◆ Records to process:
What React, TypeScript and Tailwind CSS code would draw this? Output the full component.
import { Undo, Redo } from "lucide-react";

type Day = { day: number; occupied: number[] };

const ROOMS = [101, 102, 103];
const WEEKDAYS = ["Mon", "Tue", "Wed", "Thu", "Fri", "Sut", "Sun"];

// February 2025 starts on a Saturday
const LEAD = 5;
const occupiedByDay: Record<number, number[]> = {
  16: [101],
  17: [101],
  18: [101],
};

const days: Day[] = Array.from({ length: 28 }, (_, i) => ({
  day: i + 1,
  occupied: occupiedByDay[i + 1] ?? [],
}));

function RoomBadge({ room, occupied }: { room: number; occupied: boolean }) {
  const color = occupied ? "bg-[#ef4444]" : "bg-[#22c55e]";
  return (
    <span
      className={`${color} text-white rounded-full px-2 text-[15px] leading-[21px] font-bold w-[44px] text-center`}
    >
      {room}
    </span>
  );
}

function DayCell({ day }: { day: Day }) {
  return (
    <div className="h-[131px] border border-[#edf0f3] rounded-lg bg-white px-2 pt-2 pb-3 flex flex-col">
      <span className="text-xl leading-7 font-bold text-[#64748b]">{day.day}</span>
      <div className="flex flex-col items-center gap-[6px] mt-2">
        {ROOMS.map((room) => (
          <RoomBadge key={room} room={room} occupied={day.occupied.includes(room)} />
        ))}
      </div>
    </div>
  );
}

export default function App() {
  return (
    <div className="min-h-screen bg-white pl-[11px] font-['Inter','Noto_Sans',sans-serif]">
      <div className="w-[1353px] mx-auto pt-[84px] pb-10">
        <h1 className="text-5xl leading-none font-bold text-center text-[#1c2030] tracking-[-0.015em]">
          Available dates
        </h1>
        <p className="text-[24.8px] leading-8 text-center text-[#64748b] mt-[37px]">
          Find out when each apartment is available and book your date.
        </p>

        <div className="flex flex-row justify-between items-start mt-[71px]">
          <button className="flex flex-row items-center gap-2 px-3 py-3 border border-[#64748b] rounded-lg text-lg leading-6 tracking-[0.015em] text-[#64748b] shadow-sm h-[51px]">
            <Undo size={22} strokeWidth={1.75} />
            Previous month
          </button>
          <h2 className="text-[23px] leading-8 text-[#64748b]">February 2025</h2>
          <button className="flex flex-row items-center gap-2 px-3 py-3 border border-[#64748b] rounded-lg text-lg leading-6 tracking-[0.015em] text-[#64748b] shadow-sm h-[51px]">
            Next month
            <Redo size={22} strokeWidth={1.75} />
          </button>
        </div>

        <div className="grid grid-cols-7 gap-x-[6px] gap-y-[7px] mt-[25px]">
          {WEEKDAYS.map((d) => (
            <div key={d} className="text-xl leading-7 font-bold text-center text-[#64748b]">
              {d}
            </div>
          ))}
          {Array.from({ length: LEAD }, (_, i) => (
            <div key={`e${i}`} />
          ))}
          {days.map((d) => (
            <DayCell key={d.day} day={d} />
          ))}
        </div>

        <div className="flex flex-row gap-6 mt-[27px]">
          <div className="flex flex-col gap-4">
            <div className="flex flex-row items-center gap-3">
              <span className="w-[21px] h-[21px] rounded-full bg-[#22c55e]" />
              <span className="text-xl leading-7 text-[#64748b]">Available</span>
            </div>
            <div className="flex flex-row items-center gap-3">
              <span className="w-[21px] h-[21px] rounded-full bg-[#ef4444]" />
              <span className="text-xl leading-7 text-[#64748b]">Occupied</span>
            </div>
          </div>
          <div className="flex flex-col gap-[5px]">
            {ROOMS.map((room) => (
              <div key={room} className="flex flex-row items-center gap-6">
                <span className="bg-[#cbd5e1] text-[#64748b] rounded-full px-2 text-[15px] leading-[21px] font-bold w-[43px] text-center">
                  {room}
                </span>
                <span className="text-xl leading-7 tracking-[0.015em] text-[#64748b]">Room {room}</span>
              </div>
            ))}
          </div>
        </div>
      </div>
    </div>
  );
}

---

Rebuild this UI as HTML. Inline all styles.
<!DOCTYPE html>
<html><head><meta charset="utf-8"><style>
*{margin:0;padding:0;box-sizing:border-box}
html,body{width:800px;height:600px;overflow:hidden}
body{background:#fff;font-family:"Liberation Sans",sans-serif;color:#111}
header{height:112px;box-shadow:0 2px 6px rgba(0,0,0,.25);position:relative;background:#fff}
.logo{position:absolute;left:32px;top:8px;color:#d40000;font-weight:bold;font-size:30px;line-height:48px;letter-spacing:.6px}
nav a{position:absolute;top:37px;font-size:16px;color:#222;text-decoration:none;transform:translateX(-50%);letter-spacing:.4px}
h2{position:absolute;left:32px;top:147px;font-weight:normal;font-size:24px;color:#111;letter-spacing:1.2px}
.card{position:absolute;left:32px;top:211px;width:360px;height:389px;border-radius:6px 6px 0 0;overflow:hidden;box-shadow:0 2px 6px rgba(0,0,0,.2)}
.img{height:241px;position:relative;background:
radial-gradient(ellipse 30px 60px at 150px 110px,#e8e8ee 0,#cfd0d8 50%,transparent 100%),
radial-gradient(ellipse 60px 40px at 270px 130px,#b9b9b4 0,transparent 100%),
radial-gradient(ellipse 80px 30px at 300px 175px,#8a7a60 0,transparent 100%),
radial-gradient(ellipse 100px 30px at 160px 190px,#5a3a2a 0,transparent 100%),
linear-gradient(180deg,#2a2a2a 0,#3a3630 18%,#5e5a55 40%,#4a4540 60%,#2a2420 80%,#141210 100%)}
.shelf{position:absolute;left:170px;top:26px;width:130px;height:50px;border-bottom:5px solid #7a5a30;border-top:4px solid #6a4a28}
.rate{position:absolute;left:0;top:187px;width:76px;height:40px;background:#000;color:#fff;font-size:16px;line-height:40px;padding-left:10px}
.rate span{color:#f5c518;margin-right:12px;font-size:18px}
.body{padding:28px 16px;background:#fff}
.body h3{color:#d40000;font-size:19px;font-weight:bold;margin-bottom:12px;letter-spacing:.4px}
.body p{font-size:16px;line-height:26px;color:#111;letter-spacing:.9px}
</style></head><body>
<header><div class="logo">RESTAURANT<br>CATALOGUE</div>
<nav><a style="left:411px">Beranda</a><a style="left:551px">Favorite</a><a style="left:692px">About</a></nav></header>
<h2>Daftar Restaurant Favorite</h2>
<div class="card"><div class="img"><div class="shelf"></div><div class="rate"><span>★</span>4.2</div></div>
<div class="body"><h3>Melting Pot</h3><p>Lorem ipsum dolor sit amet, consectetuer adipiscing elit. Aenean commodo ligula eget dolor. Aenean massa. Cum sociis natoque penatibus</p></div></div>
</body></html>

◆ Directions: List the lines that contain the word "this".

◆ Response below:
What React, TypeScript and Tailwind CSS code would draw this? Output the full component.
Rebuild this UI as HTML. Inline all styles.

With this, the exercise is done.